Alpha was the ultimate example of a simple implementation. The architects focused on clock rate. M1 and K6 are good examples of complex implementations. Those architects focused on achieving performance by minimizing latencies in the pipeline, at the expense of megahertz, die size, power consumption and time to market.

Alpha is far and away the highest performance CPU.

It is widely recognized that the Alpha approach was far more sensible. Consumers want high megahertz, low power, low cost CPU's. Glenn Henry, the architect of C6, wrote an excellent piece addressing this concept.
winchip.com

It would make more sense for the Cayenne design team to focus on changes which increase megahertz, rather than architectural tweaks which decrease instruction latencies.

RE:"Even though MediaGX accesses memory differently, memory still runs at it's own speed (83 MHz apparently in MediaGXm), not at the speed of the CPU."

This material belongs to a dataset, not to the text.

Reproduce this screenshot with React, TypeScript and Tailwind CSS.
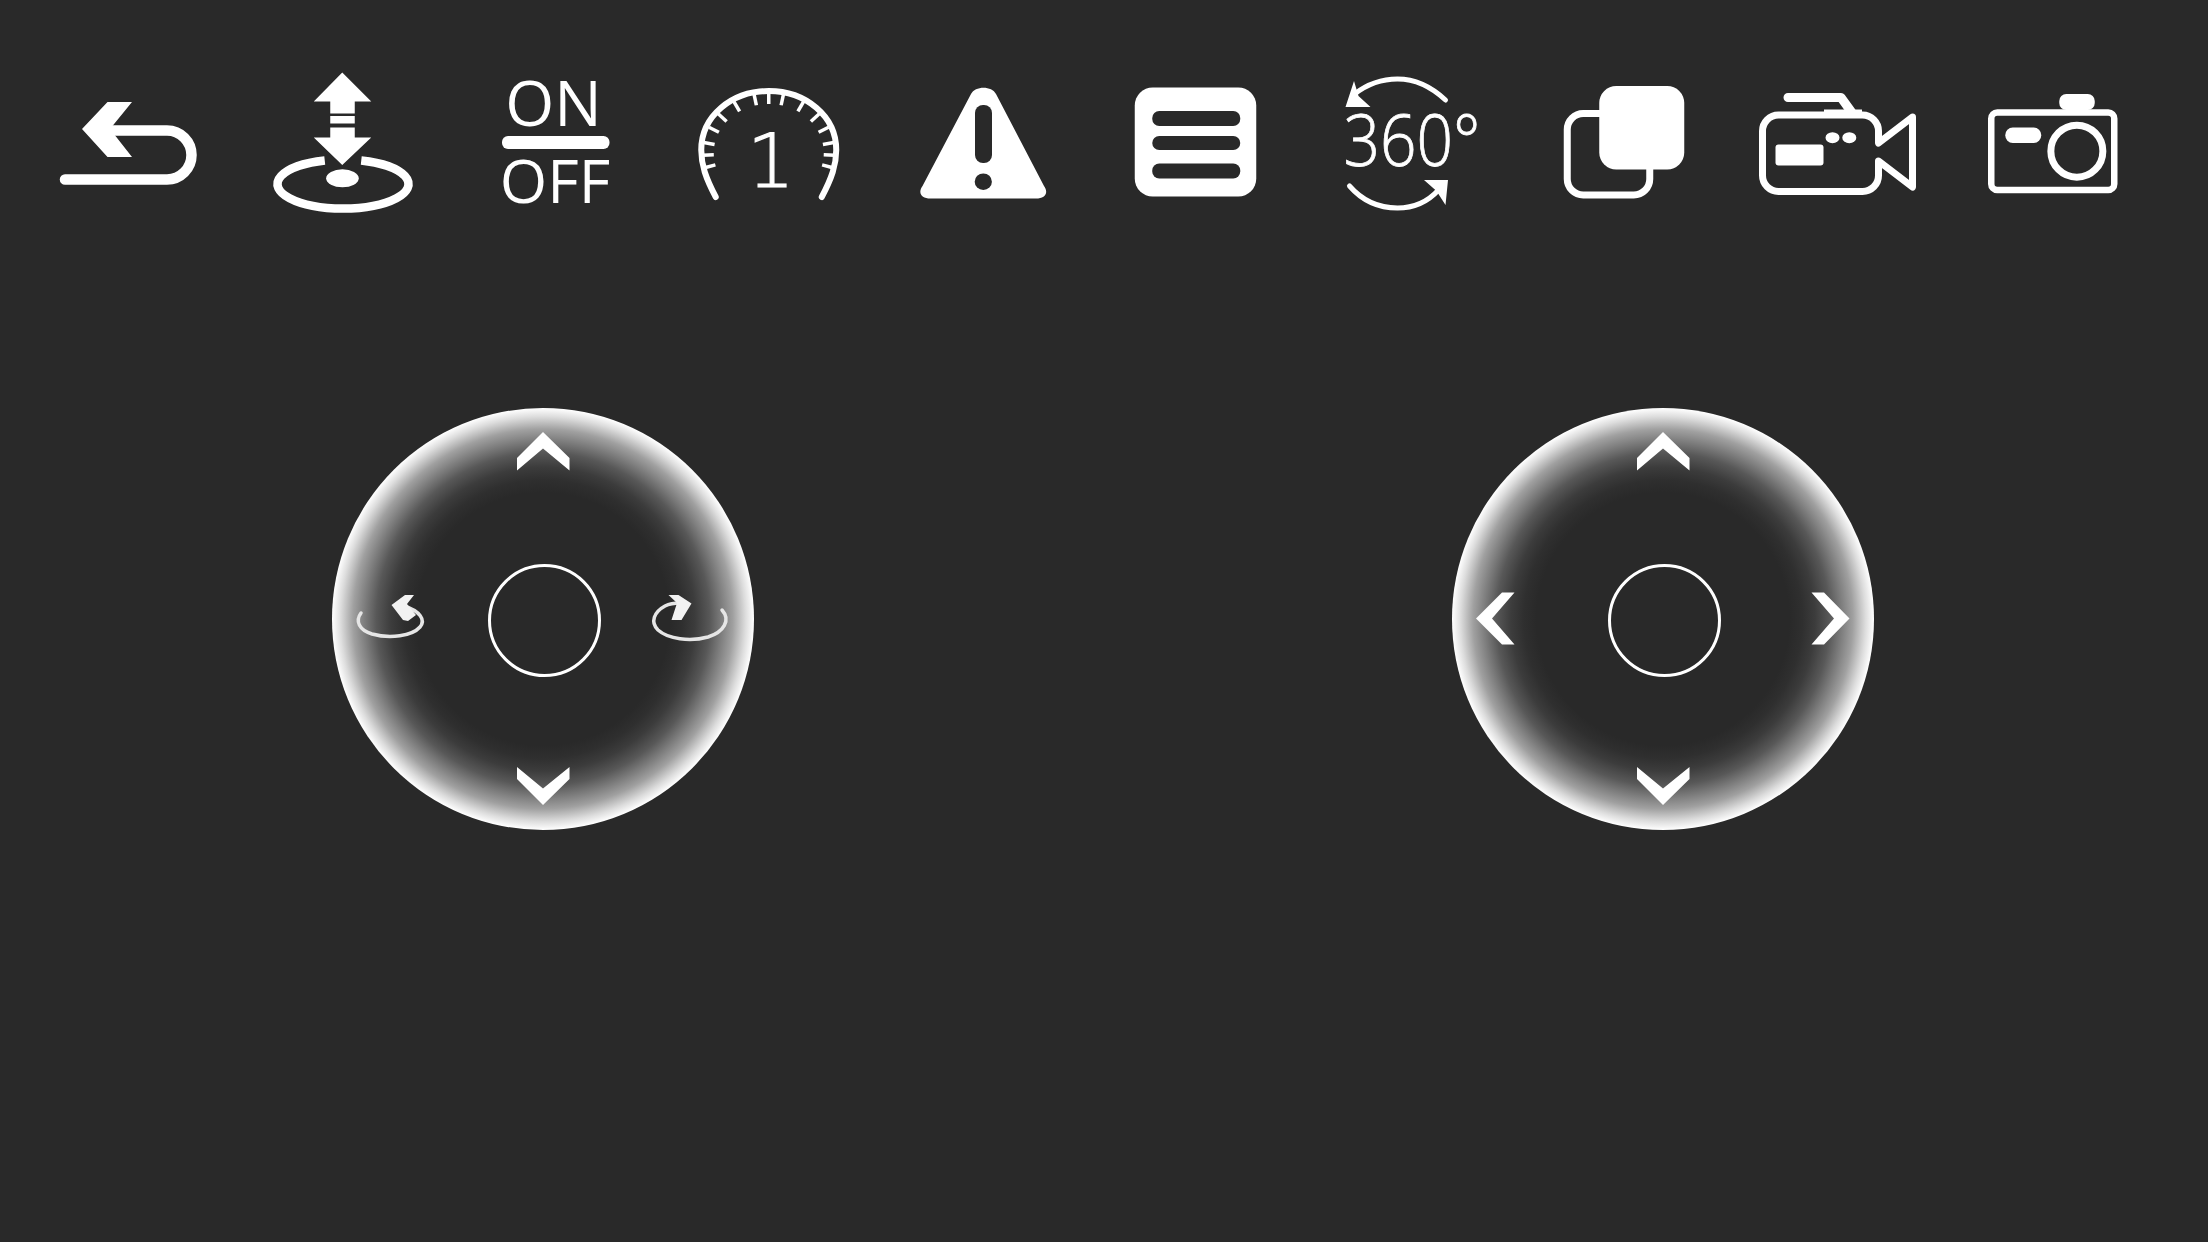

There is a lot of discussion on this thread about "bus speeds." The bus that is being referred to, is the bus which connects the CPU to the memory/IO controller (commonly known as the north bridge.) Media GX integrated this bus (and the north bridge) inside the CPU, causing it to run at CPU speeds. MXi will apparently also run this bus at CPU clock speeds.

If you believe that "bus speed" is important, you should recognize that the bus you are referring to runs at very high speed inside the Media GX product line.

On the other hand, the "SDRAM bus", which connects the memory controller to the memory, will always be limited by the speed of the SDRAM modules, regardless of "bus speed" or chipset design.